07.09.2012 2

EPA in the dark on electricity costs

EPA LogoBy Rebekah Rast — On Jan. 17, 2008, President Obama revealed to the San Francisco Chronicle what is finally becoming reality for America’s main energy producers.

He said, “So if somebody wants to build a coal-powered plant, they can; it’s just that it will bankrupt them because they’re going to be charged a huge sum for all that greenhouse gas that’s being emitted.”

The Environmental Protection Agency (EPA) has followed the president’s agenda and is nearing its goal of bankrupting many coal-fired power plants.  By hyper-regulating air pollutions, carbon dioxide, mercury and other air emissions, if government policies stay on the same course, the coal industry is facing a losing battle.

However, it won’t just be coal miners and power plant workers who lose should the EPA continue to get its way.  Every American that flips on a light switch or likes their air conditioning loses this battle.
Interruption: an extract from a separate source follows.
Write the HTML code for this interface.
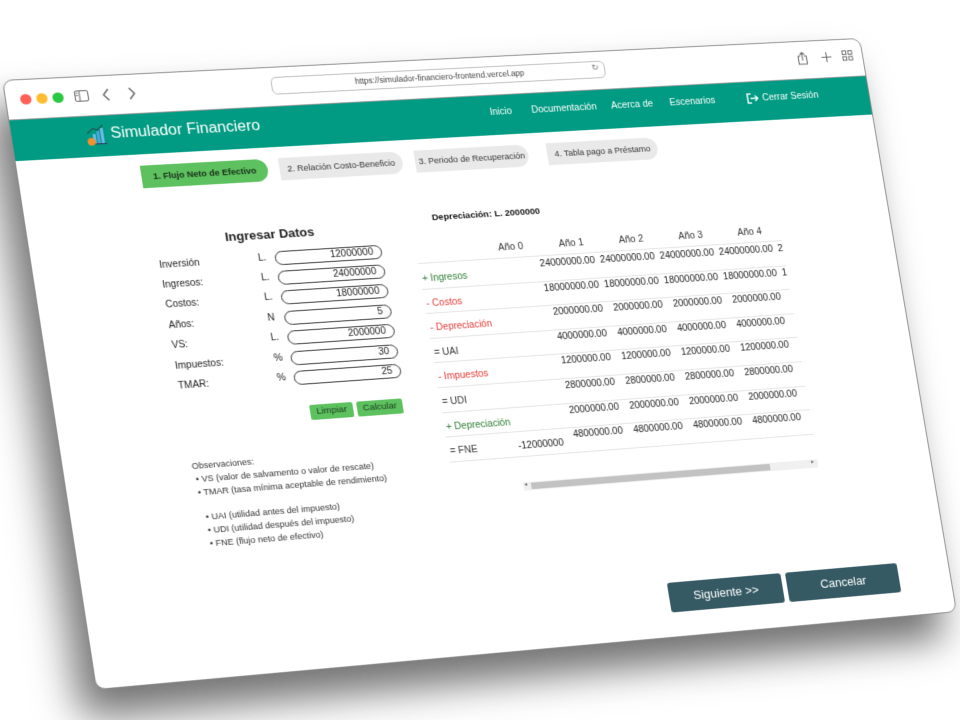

If you are of the thinking that these overreaching regulations on coal aren’t so bad, you better not complain about a much higher electricity bill.

Institute for Energy Research data shows that 34.7 gigawatts (GW) of electrical generating capacity will close as a result of the Mercury and Air Toxics Rule (Utility MACT) and the Cross State Air Pollution Rule (CSAPR) regulations—nearly 10 percent of our coal energy capacity. And that’s just the result of two rules placed on coal by the EPA.

A Sierra Club estimate is even more generous, expecting the closings of 319 coal-fueled generating units totaling 42,895 megawatts or 42.9 gigawatts—about 13 percent of the nation’s coal fleet  as a result of these overbearing rules on the coal industry.

However, these rules are having no impact on the demand for coal.  Despite the EPA restricting coal production there is still a constant worldwide demand for the resource.  Therefore, energy prices have nowhere to go but up.

By 2015, when coal power plants must abide by environmental rules or shutdown, residential customers can expect to pay 10 percent higher electricity costs, or between $150 and $330 a year more than what they are paying now.

But some states can expect to see even higher prices.  For example, families and businesses in Illinois could pay 20 percent more for electricity by 2014. In fact, Chicago public schools may have to find an extra $2.7 million a year to keep the lights and heat on and computers running.

Is shutting down a cost-efficient, productive industry worth all this additional cost?

A new power plant in Indiana, costing a total of $3.3 billion due to the need for special outfitting to comply with environmental rules, will cost its customers a 15 percent rate hike for the next two years.

The list of costs as a result of hyper-regulation by the EPA goes on and on.  Energy consumers nationwide will be affected by these rules and regulations.

Not surprisingly, the EPA doesn’t have a plausible plan B that it deems to be environmentally acceptable.  Once the coal industry is pushed out of business, there is no other energy producer to make up for the 45 percent loss of energy production.  It won’t come from wind, solar, hydro or any other “green” energy source.  Even combined these sources don’t make up even close to the amount of electricity America demands.

As Americans across the country face electricity outages and no air conditioning, it might be a good time to reevaluate our president’s agenda of bankrupting our main electricity providers.  Fewer coal plants generating electricity could quite possible mean more days of blackouts.

Unfortunately this is one promise President Obama has not broken.